Grande es el poder de la fe

(Comentario de san Bruno de Segni)

Yendo Jesús camino de Jerusalén, pasaba entre Samaria y Galilea. Cuando iba a entrar en un pueblo, vinieron a su encuentro diez leprosos.

¿Qué otra cosa son esos diez leprosos sino la totalidad de los pecadores? Al venir Cristo, psíquicamente todos los hombres eran leprosos; corporalmente no todos lo eran. Es verdad que la lepra del alma es mucho peor que la del cuerpo. Pero veamos lo que sigue: Se pararon a lo lejos y a gritos le decían: Jesús, maestro, ten compasión de nosotros.

A lo lejos se pararon, porque en aquellas condiciones no osaban acercarse. Igual nos pasa a nosotros: nos mantenemos a distancia cuando nos obstinamos en el pecado. Para sanar, para ser curados de la lepra de nuestros pecados, gritemos a voz en cuello y digamos: Jesús, maestro, ten compasión de nosotros. Pero gritemos no con la boca, sino con el corazón. El grito del corazón es más agudo. El clamor del corazón penetra los cielos y se eleva más sublime ante el trono de Dios. Al verlos, les dijo Jesús: Id a presentaros a los sacerdotes. En Dios, mirar es compadecerse. Los vio e inmediatamente se compadeció de ellos, y les mandó presentarse a los sacerdotes, no para que los sacerdotes los limpiaran, sino para que los declararan limpios.

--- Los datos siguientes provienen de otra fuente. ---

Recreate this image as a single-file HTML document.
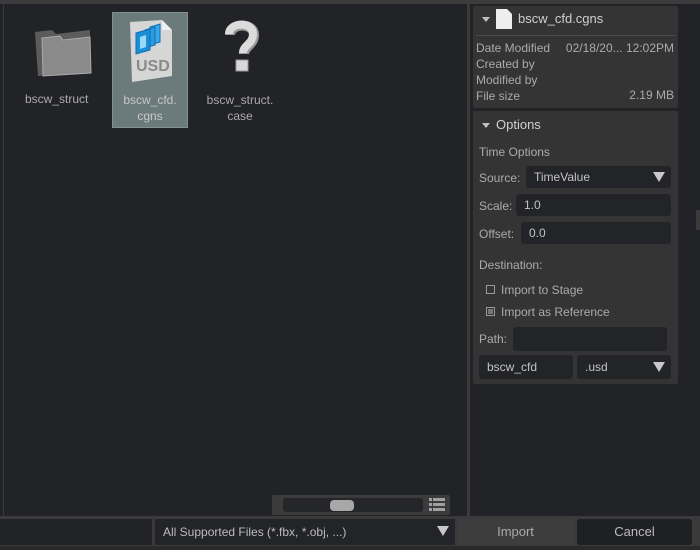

Y mientras iban de camino, quedaron limpios. Escuchen esto los pecadores y examinen con diligencia su significado. Al Señor le es fácil perdonar pecados. En efecto, muchas veces al pecador le son perdonadas las deudas, antes de presentarse al sacerdote. Arrepentimiento y perdón coinciden en un mismo e idéntico momento. En cualquier momento que el pecador se convirtiere, ciertamente vivirá y no morirá. Pero considere bien cómo ha de convertirse. Que escuche lo que dice el Señor: Convertíos a mí de todo corazón con ayuno, con llanto, con luto.

Rasgad los corazones y no las vestiduras. Que quien se convierte, conviértase interiormente, de corazón, pues Dios no desprecia un corazón quebrantado y humillado.

Uno de ellos, viendo que estaba curado, se volvió alabando a Dios a grandes gritos, y se echó por tierra a los pies de Jesús, dándole gracias. Éste era un samaritano. En este uno están representados aquellos que, después de haber sido purificados en las aguas bautismales o han sido curados a través de la penitencia, no siguen ya al diablo, sino que imitan a Cristo, lo siguen, le alaban, lo adoran, le dan gracias y no se apartan de su servicio.

Y Jesús le dijo: levántate, vete: tu fe te ha salvado. Grande es, en efecto, el poder de la fe, sin la cual —como dice el Apóstol— es imposible agradar a Dios. Abrahán creyó a Dios, y eso le valió la justificación. Luego la fe es la que salva, la fe es la que justifica, la fe es la que sana al hombre interior y exteriormente.